Thanks; exactly what I hoped to demonstrate.  Actually making the timer
interrupt go away will require finding a more appropriate place to run
all the code that otherwise polls periodically, but this patch lets us
cheat and see the result before that happens. :)

> > I'd like to work towards a patch which really can kill off the timer
> > tick, making the kernel entirely event-driven and removing the polling
> > that occurs in the timer tick.  I've reviewed everything the timer tick
> > does, and every last bit of it could occur using an event-driven
> > approach.
> 
> Good idea. Thought so for a long time. Thanks for working on it. Many of
> the events can be deferred if nothing is happening in the system.
> vm statistics, data expiration from caches etc. Not sure what to do about
> the per cpu threads generated by various kernel subsystems though.
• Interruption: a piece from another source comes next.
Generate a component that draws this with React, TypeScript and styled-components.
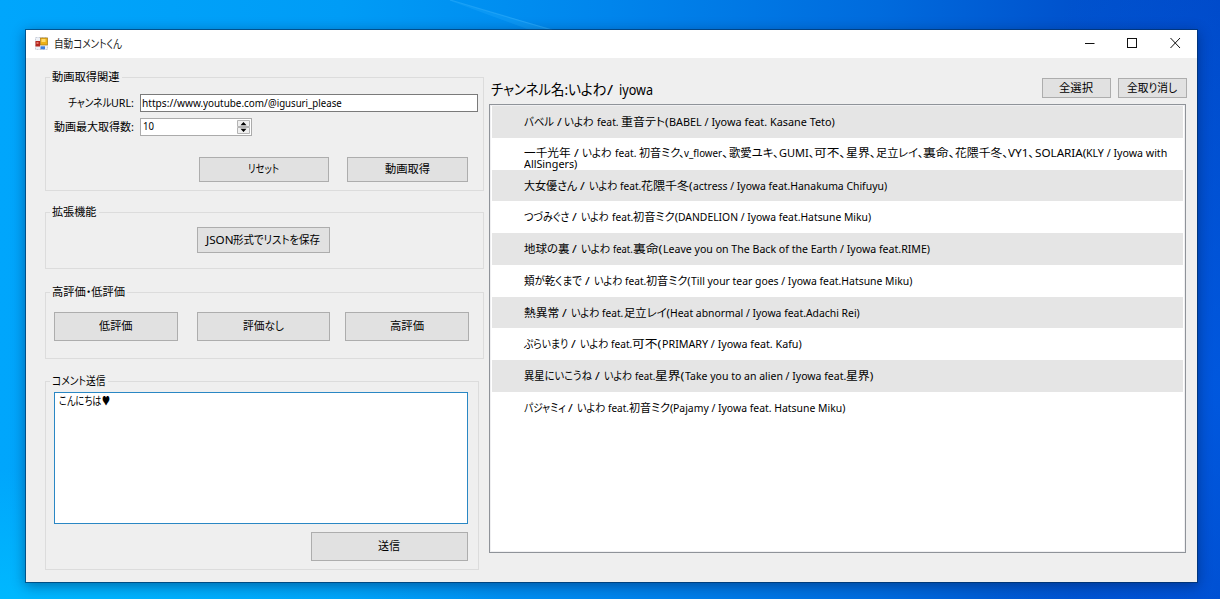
import React, { useLayoutEffect, useRef } from 'react';
import styled, { createGlobalStyle } from 'styled-components';

const GlobalStyle = createGlobalStyle`
  * { box-sizing: border-box; }
  html, body { margin: 0; padding: 0; }
  body {
    width: 1220px;
    height: 599px;
    overflow: hidden;
    color: #000;
    font-family: 'Noto Sans', 'Noto Sans CJK JP', 'DejaVu Sans', sans-serif;
    font-size: 11.4px;
    line-height: 13px;
    font-feature-settings: 'palt';
  }
`;

/* Text is split in runs; each run is condensed to its own width. */
type Run = [text: string, width: number];

const MAX_STRETCH = 1.12;

const RunBox = styled.span<{ $width: number }>`
  display: block;
  flex: none;
  width: ${(p) => p.$width}px;
`;

const RunInk = styled.span`
  display: inline-block;
  vertical-align: top;
  white-space: pre;
  transform-origin: 0 50%;
`;

const Line = styled.span<{ $lineHeight?: number }>`
  display: flex;
  line-height: ${(p) => p.$lineHeight ?? 13}px;
`;

function Fitted({ text, width }: { text: string; width: number }) {
  const ref = useRef<HTMLSpanElement>(null);
  useLayoutEffect(() => {
    const el = ref.current;
    if (!el) return;
    el.style.transform = 'none';
    const natural = el.getBoundingClientRect().width;
    if (natural > 0) el.style.transform = `scaleX(${Math.min(MAX_STRETCH, width / natural)})`;
  }, [text, width]);
  return (
    <RunBox $width={width}>
      <RunInk ref={ref}>{text}</RunInk>
    </RunBox>
  );
}

function Text({ runs, lineHeight }: { runs: Run[]; lineHeight?: number }) {
  return (
    <Line $lineHeight={lineHeight}>
      {runs.map(([text, width], i) => (
        <Fitted key={i} text={text} width={width} />
      ))}
    </Line>
  );
}

const Desktop = styled.div`
  width: 1220px;
  height: 599px;
  padding: 30px 23px 17px 26px;
  background:
    radial-gradient(ellipse 500px 130px at 0 100%, rgba(0, 190, 255, 0.75), transparent),
    radial-gradient(ellipse 260px 480px at 100% 65%, rgba(0, 94, 232, 0.7), transparent),
    linear-gradient(90deg, #00a6fc 0, #009cf6 28%, #0085ec 50%, #006bdd 72%, #0052cd 88%, #0048c6 100%);
`;

const Streak = styled.svg`
  position: absolute;
  left: 430px;
  top: 0;
`;

const Window = styled.main`
  position: relative;
  display: flex;
  flex-direction: column;
  width: 1171px;
  height: 552px;
  background: #efefef;
  box-shadow: 0 0 0 1px rgba(0, 45, 90, 0.6), 0 3px 12px 1px rgba(0, 25, 70, 0.45);
`;

const TitleBar = styled.header`
  display: flex;
  align-items: center;
  height: 28px;
  padding: 0 15px 2px 9px;
  background: #fff;
  color: #1c1c1c;
`;

const AppIcon = styled.svg`
  margin-right: 6px;
`;

const WindowControls = styled.div`
  display: flex;
  align-items: center;
  gap: 30px;
  margin-left: auto;
`;

const Body = styled.div`
  display: flex;
  gap: 5px;
  padding: 19px 0 0 19px;
`;

const LeftColumn = styled.div`
  width: 439px;
`;

const Group = styled.section<{ $height: number; $top?: number; $width?: number }>`
  width: ${(p) => p.$width ?? 439}px;
  height: ${(p) => p.$height}px;
  margin-top: ${(p) => p.$top ?? 0}px;
  border: 1px solid #dcdcdc;
`;

const Legend = styled.h2`
  width: max-content;
  height: 14px;
  margin: -8px 0 0 4px;
  padding: 0 2px;
  background: #efefef;
  font: inherit;
`;

const Form = styled.div`
  display: grid;
  grid-template-columns: 88px 338px;
  column-gap: 6px;
  row-gap: 6px;
  margin-top: 10px;
`;

const FieldLabel = styled.label`
  display: flex;
  align-items: center;
  justify-content: flex-end;
  height: 18px;
  padding-bottom: 2px;
`;

const UrlField = styled.div`
  display: flex;
  align-items: center;
  height: 18px;
  padding: 0 0 2px 1px;
  border: 1px solid #7a7a7a;
  background: #fff;
`;

const NumberField = styled.div`
  display: flex;
  align-items: center;
  justify-content: space-between;
  width: 112px;
  height: 18px;
  padding: 0 1px 0 2px;
  border: 1px solid #ababab;
  background: #fff;
`;

const NumberValue = styled.div`
  padding-bottom: 3px;
`;

const ButtonRow = styled.div<{ $top: number; $left: number; $gap?: number }>`
  display: flex;
  gap: ${(p) => p.$gap ?? 0}px;
  margin: ${(p) => p.$top}px 0 0 ${(p) => p.$left}px;
`;

const Button = styled.button<{ $width: number; $height: number }>`
  display: flex;
  flex: none;
  align-items: center;
  justify-content: center;
  width: ${(p) => p.$width}px;
  height: ${(p) => p.$height}px;
  padding: 0 1px 2px 0;
  border: 1px solid #adadad;
  background: #e1e1e1;
  color: inherit;
  font: inherit;
  font-feature-settings: inherit;
`;

const CommentBox = styled.div`
  width: 414px;
  height: 132px;
  margin: 4px 0 0 8px;
  padding: 1px 4px;
  border: 1px solid #2a87c4;
  background: #fff;
`;

const RightColumn = styled.div`
  width: 698px;
`;

const ListHeader = styled.div`
  display: flex;
  gap: 7px;
  height: 21px;
  margin-top: 1px;
`;

const ChannelName = styled.h1`
  flex: 1;
  margin: 0;
  padding: 3px 0 0 2px;
  font-size: 14.6px;
  font-weight: 400;
`;

const VideoList = styled.div`
  width: 697px;
  height: 449px;
  margin-top: 5px;
  padding: 1px;
  border: 1px solid #8f9399;
  background: #fff;
  box-shadow: inset 0 0 0 1px #f0f0f2;
`;

const VideoRow = styled.div<{ $shaded: boolean }>`
  display: flex;
  flex-direction: column;
  height: 31.75px;
  margin: 0 1px;
  padding: 9px 0 0 32px;
  background: ${(p) => (p.$shaded ? '#e5e5e5' : '#fff')};
`;

const videos: Run[][][] = [
  [[['バベル ', 32.7], ['/', 7.6], ['いよわ ', 32.4], ['feat. ', 24.3], ['重音テト(', 47.7], ['BABEL / Iyowa feat. Kasane Teto)', 165.8]]],
  [
    [
      ['一千光年 ', 49.7], ['/ ', 8.7], ['いよわ ', 32.3], ['feat. ', 24], ['初音ミク、', 45.7], ['v_flower', 38], ['、', 7],
      ['歌愛ユキ、', 49.7], ['GUMI、', 35.3], ['可不、', 31.7], ['星界、', 29.7], ['足立レイ、', 47.3], ['裏命、', 32],
      ['花隈千冬、', 53.3], ['VY1、', 26.3], ['SOLARIA(', 51.3], ['KLY / Iyowa with', 81.3],
    ],
    [['AllSingers)', 53.3]],
  ],
  [[['大女優さん ', 56], ['/ ', 9], ['いよわ ', 31], ['feat.', 21.3], ['花隈千冬(', 51.7], ['actress / Iyowa feat.Hanakuma Chifuyu)', 194]]],
  [[['つづみぐさ ', 48], ['/ ', 9.3], ['いよわ ', 30.3], ['feat.', 21.3], ['初音ミク(', 45], ['DANDELION / Iyowa feat.Hatsune Miku)', 193]]],
  [[['地球の裏 ', 48.3], ['/ ', 8.7], ['いよわ ', 32], ['feat.', 19.7], ['裏命(', 30], ['Leave you on The Back of the Earth / Iyowa feat.RIME)', 267]]],
  [[['頬が乾くまで ', 60.7], ['/ ', 9], ['いよわ ', 31], ['feat.', 21.3], ['初音ミク(', 44.7], ['Till your tear goes / Iyowa feat.Hatsune Miku)', 221.3]]],
  [[['熱異常 ', 38.3], ['/ ', 9], ['いよわ ', 31], ['feat.', 21.3], ['足立レイ(', 46], ['Heat abnormal / Iyowa feat.Adachi Rei)', 189.7]]],
  [[['ぷらいまり ', 46.7], ['/ ', 9.3], ['いよわ ', 31], ['feat.', 21.3], ['可不(', 29.3], ['PRIMARY / Iyowa feat. Kafu)', 139.7]]],
  [[['異星にいこうね ', 70.7], ['/ ', 9.3], ['いよわ ', 30.7], ['feat.', 20.3], ['星界(', 30], ['Take you to an alien / Iyowa feat.', 161.3], ['星界)', 27.3]]],
  [[['パジャミィ ', 44.3], ['/ ', 8.7], ['いよわ ', 31], ['feat.', 21], ['初音ミク(', 44.3], ['Pajamy / Iyowa feat. Hatsune Miku)', 172.3]]],
];

function FormIcon() {
  return (
    <AppIcon width="13" height="13" viewBox="0 0 13 13">
      <path d="M0.5 0.5H12.5V12.5H0.5Z" fill="#eef1f7" stroke="#c9ced8" strokeDasharray="2 1" />
      <rect x="0.5" y="4" width="4.5" height="5.5" fill="#b5261d" />
      <rect x="1.5" y="5" width="2" height="2" fill="#e2766a" />
      <rect x="5.5" y="1" width="7" height="7" fill="#eeb116" stroke="#a77a14" strokeWidth="0.7" />
      <rect x="6.5" y="2" width="4" height="3" fill="#ffdc6d" />
      <rect x="5.5" y="9.3" width="4.5" height="3" fill="#3c7fe0" />
    </AppIcon>
  );
}

function Spinner() {
  return (
    <svg width="13" height="14" viewBox="0 0 13 14">
      <path d="M0.5 0.5H12.5V6.5H0.5ZM0.5 7.5H12.5V13.5H0.5Z" fill="#efefef" stroke="#b4b4b4" />
      <path d="M3.5 5.2L6.5 2L9.5 5.2ZM3.5 8.8L6.5 12L9.5 8.8Z" fill="#000" />
    </svg>
  );
}

export default function App() {
  return (
    <>
      <GlobalStyle />
      <Desktop>
        <Streak width="140" height="30" viewBox="0 0 140 30">
          <path d="M18 0L125 30H100Z" fill="#33b4ff" opacity="0.22" />
          <path d="M20 0L122 30" stroke="#48bcff" strokeWidth="1.2" opacity="0.35" />
        </Streak>
        <Window>
          <TitleBar>
            <FormIcon />
            <Text runs={[['自動コメントくん', 68]]} />
            <WindowControls>
              <svg width="12" height="12" viewBox="0 0 12 12">
                <path d="M1 6.5H10.5" stroke="#111" />
              </svg>
              <svg width="12" height="12" viewBox="0 0 12 12">
                <rect x="1.5" y="1.5" width="9" height="9" fill="none" stroke="#111" />
              </svg>
              <svg width="14" height="12" viewBox="0 0 14 12">
                <path d="M2.5 1L12 11M12 1L2.5 11" stroke="#111" strokeWidth="1" />
              </svg>
            </WindowControls>
          </TitleBar>
          <Body>
            <LeftColumn>
              <Group $height={114}>
                <Legend><Text runs={[['動画取得関連', 67.5]]} /></Legend>
                <Form>
                  <FieldLabel><Text runs={[['チャンネル', 43.5], ['URL:', 23]]} /></FieldLabel>
                  <UrlField>
                    <Text runs={[['https://www.', 61.3], ['youtube.com/', 64.7], ['@igusuri_please', 73.7]]} />
                  </UrlField>
                  <FieldLabel><Text runs={[['動画最大取得数:', 80]]} /></FieldLabel>
                  <NumberField>
                    <NumberValue><Text runs={[['10', 11]]} lineHeight={11} /></NumberValue>
                    <Spinner />
                  </NumberField>
                </Form>
                <ButtonRow $top={21} $left={153} $gap={18}>
                  <Button $width={130} $height={25}><Text runs={[['リセット', 31]]} /></Button>
                  <Button $width={121} $height={25}><Text runs={[['動画取得', 45]]} /></Button>
                </ButtonRow>
              </Group>
              <Group $height={57} $top={21}>
                <Legend><Text runs={[['拡張機能', 44.5]]} /></Legend>
                <ButtonRow $top={8} $left={151}>
                  <Button $width={133} $height={26}>
                    <Text runs={[['JSON', 27.5], ['形式でリストを保存', 87]]} />
                  </Button>
                </ButtonRow>
              </Group>
              <Group $height={67} $top={23}>
                <Legend><Text runs={[['高評価・低評価', 73]]} /></Legend>
                <ButtonRow $top={13} $left={8}>
                  <Button $width={124} $height={29}><Text runs={[['低評価', 33.5]]} /></Button>
                  <ButtonRow $top={0} $left={19} $gap={15}>
                    <Button $width={133} $height={29}><Text runs={[['評価なし', 41]]} /></Button>
                    <Button $width={124} $height={29}><Text runs={[['高評価', 34]]} /></Button>
                  </ButtonRow>
                </ButtonRow>
              </Group>
              <Group $height={189} $top={22} $width={434}>
                <Legend><Text runs={[['コメント送信', 53.5]]} /></Legend>
                <CommentBox><Text runs={[['こんにちは', 42.5], ['♥', 8]]} /></CommentBox>
                <ButtonRow $top={8} $left={265}>
                  <Button $width={157} $height={29}><Text runs={[['送信', 22]]} /></Button>
                </ButtonRow>
              </Group>
            </LeftColumn>
            <RightColumn>
              <ListHeader>
                <ChannelName>
                  <Text runs={[['チャンネル名:', 77], ['いよわ', 38.5], ['/ ', 12], ['iyowa', 34]]} lineHeight={17} />
                </ChannelName>
                <Button $width={69} $height={20}><Text runs={[['全選択', 34]]} /></Button>
                <Button $width={69} $height={20}><Text runs={[['全取り消し', 50]]} /></Button>
              </ListHeader>
              <VideoList>
                {videos.map((lines, i) => (
                  <VideoRow key={i} $shaded={i % 2 === 0}>
                    {lines.map((runs, j) => (
                      <Text key={j} runs={runs} lineHeight={lines.length === 1 ? 13 : 11} />
                    ))}
                  </VideoRow>
                ))}
              </VideoList>
            </RightColumn>
          </Body>
        </Window>
      </Desktop>
    </>
  );
}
I ran the benchmark at realtime priority, and affinitized to a single
CPU.  I used ftrace to confirm that after the initial program setup
(shared library loads, memory allocation, etc), no code runs in the
kernel during the number-crunching; this makes sense, since I ran at
higher priority than all the random affinitized kernel threads, and I
pushed everything else (tasks and interrupts) onto another CPU.

Long-term I'd like to solve the problem of those kernel threads, but
realtime priority can mitigate those.  The new interrupt threading bits
may help with other interrupts and avoid the need to set interrupt
affinity.  The timer interrupt, though, represents the one and only
thing I can't mitigate, hence why I'd like to make it go away.